Texas Book Consortium

Texas A&M University Press provides warehousing, fulfillment, and accounting services for the Texas Book Consortium, a group of university and small presses located around the state.

  • Texas State Historical Association Press, Austin
  • University of North Texas Press, Denton
  • State House Press, Kerrville
  • Texas Review Press, Sam Houston State University, Huntsville
  • Stephen F. Austin State University Press, Nacogdoches
  • Winedale Publishing, Round Top
  • Shearer Publishing, Fredericksburg
  • Stoney Creek Publishing Group

Each of the presses in the Texas Book Consortium acquire and publish their own books, which are then housed and sold by Texas A&M Press from its facility in College Station. Each press brings a distinct character to its publishing program, yet taken together the publishers in the Texas Book Consortium have provided an essential link to the history, culture, and literary life of the state and region, nurturing award-winning and sometimes groundbreaking works of non-fiction, fiction, and poetry.

 

To browse books by a certain publisher, simply click on that publisher’s icon below.

Texas State Historical Association Press

Founded as a private, nonprofit educational organization on March 2, 1897, the 61st anniversary of the Texas Declaration of Independence, the Texas State Historical Association has long been regarded as one of the nation’s most dynamic regional history organizations. Reinforced by more than one hundred years of scholarship and educational programs, its mission is to further the appreciation, understanding, and teaching of the rich and unique history of Texas through research, writing, and publication of related historical material.
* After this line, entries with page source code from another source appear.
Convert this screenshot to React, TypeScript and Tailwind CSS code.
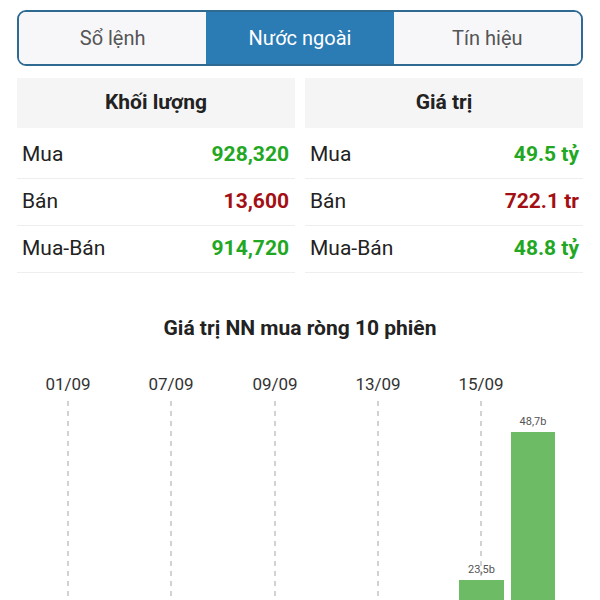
import React from 'react';

const tabs = ['Sổ lệnh', 'Nước ngoài', 'Tín hiệu'];

const volume = [
  { label: 'Mua', value: '928,320', tone: 'up' },
  { label: 'Bán', value: '13,600', tone: 'down' },
  { label: 'Mua-Bán', value: '914,720', tone: 'up' },
];

const amount = [
  { label: 'Mua', value: '49.5 tỷ', tone: 'up' },
  { label: 'Bán', value: '722.1 tr', tone: 'down' },
  { label: 'Mua-Bán', value: '48.8 tỷ', tone: 'up' },
];

const dates = [
  { label: '01/09', x: 68 },
  { label: '07/09', x: 171 },
  { label: '09/09', x: 275 },
  { label: '13/09', x: 378 },
  { label: '15/09', x: 481 },
];

const bars = [
  { x: 459, w: 45, top: 230, label: '23,5b' },
  { x: 511, w: 44, top: 82, label: '48,7b' },
];

const StatTable: React.FC<{ title: string; rows: typeof volume; right: string }> = ({ title, rows, right }) => (
  <div className="flex flex-col">
    <div className="h-[50px] flex items-center justify-center bg-[#f5f5f5] text-[21px] font-bold text-[#222]">
      {title}
    </div>
    <div className="h-[4px]" />
    {rows.map((r, i) => (
      <div
        key={i}
        className={`h-[47px] flex items-center justify-between border-b border-[#eeeeee] pl-[5px] ${right}`}
      >
        <span className="text-[21px] text-[#222]">{r.label}</span>
        <span
          className={`text-[21px] font-bold ${r.tone === 'up' ? 'text-[#22a722]' : 'text-[#a30f14]'}`}
        >
          {r.value}
        </span>
      </div>
    ))}
  </div>
);

export default function App() {
  return (
    <div className="w-[600px] h-[600px] overflow-hidden bg-white font-['Roboto','Liberation_Sans',sans-serif]">
      <div className="mx-[17px] mt-[10px] h-[56px] border-2 border-[#2e6a92] rounded-[9px] overflow-hidden grid grid-cols-3">
        {tabs.map((t, i) => (
          <div
            key={t}
            className={`flex items-center justify-center text-[20px] ${
              i === 1 ? 'bg-[#2b7bb5] text-white' : 'bg-[#f7f7f9] text-[#555]'
            }`}
          >
            {t}
          </div>
        ))}
      </div>

      <div className="mt-[12px] px-[17px] grid grid-cols-2 gap-[10px]">
        <StatTable title="Khối lượng" rows={volume} right="pr-[6px]" />
        <StatTable title="Giá trị" rows={amount} right="pr-[4px]" />
      </div>

      <div className="mt-[43px] text-center text-[21px] font-bold text-[#222] leading-[24px]">
        Giá trị NN mua ròng 10 phiên
      </div>

      <svg width="600" height="250" className="block mt-[10px]">
        {dates.map((d) => (
          <g key={d.label}>
            <text
              x={d.x}
              y={40}
              textAnchor="middle"
              fontSize="17"
              fill="#333"
              fontFamily="Roboto, 'Liberation Sans', sans-serif"
            >
              {d.label}
            </text>
            <line x1={d.x} y1={51} x2={d.x} y2={250} stroke="#b5b5b5" strokeWidth="1.2" strokeDasharray="5 5" />
          </g>
        ))}
        {bars.map((b) => (
          <g key={b.label}>
            <rect x={b.x} y={b.top} width={b.w} height={250 - b.top} fill="#6dbb65" />
            <text
              x={b.x + b.w / 2}
              y={b.top - 7}
              textAnchor="middle"
              fontSize="11"
              fill="#555"
              fontFamily="Roboto, 'Liberation Sans', sans-serif"
            >
              {b.label}
            </text>
          </g>
        ))}
      </svg>
    </div>
  );
}
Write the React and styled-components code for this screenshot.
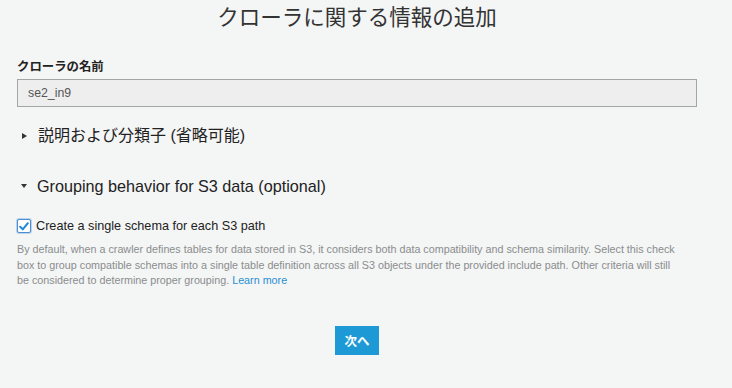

In June 1897, the Association inaugurated publication of the Quarterly of the Texas State Historical Association, and fifteen years later the title was changed to the Southwestern Historical Quarterly, reflecting a need for additional content and recognizing the broader scope of Texas history. Appearing in 1918, Ephraim D. Adams’s British Diplomatic Correspondence concerning the Republic of Texas, 1838-1846 was the first book published under the TSHA imprint.

Headquartered in Austin, the Texas State Historical Association continues to pursue—in the words of Walter Muir Whitehill—the “actual doing of history,” from research, writing, and publications, to the strong programs that support teaching Texas history in the public school system. Founding TSHA president Oran M. Roberts, in his inaugural address, asserted that “any and everything that the people do or think, that tends to form habits of life, or to build up prevailing institutions affecting society, constitutes material for history.” It is under such principles that the TSHA operates today, ensuring the vitality of Texas history for generations to come.

 

BOOKS

Specializing in books relating to Texas history, the TSHA publishes new titles as well as reprints of Texas history classics. The Association currently has more than one hundred books in print, including biographies, general histories, cartographic studies, and books on art and photography. The Association’s endowed publication series include the Fred Rider Cotten Popular History Series, which features books on historic sites, cities, and notable events (e.g., the Civil War) and their effects on the state along with short biographies and the Watson Caufield and Mary Maxwell Arnold Republic of Texas Series, which features books on subjects related to Texas history between 1836 and 1845.

 

TEXAS ALMANAC

In 2008, the Association acquired the Texas Almanac, a respected reference book and educational resource. First published in 1857 and now in its 69th edition, the Texas Almanac was donated to the TSHA by the Dallas Morning News. The Texas Almanac is published in full color every two years and includes maps of Texas and each of its 254 counties. In-depth sections feature articles and statistics on, the environment, weather, recreation and sports, government, culture and the arts, health and science, education, business and transportation, and agriculture in the Lone Star State.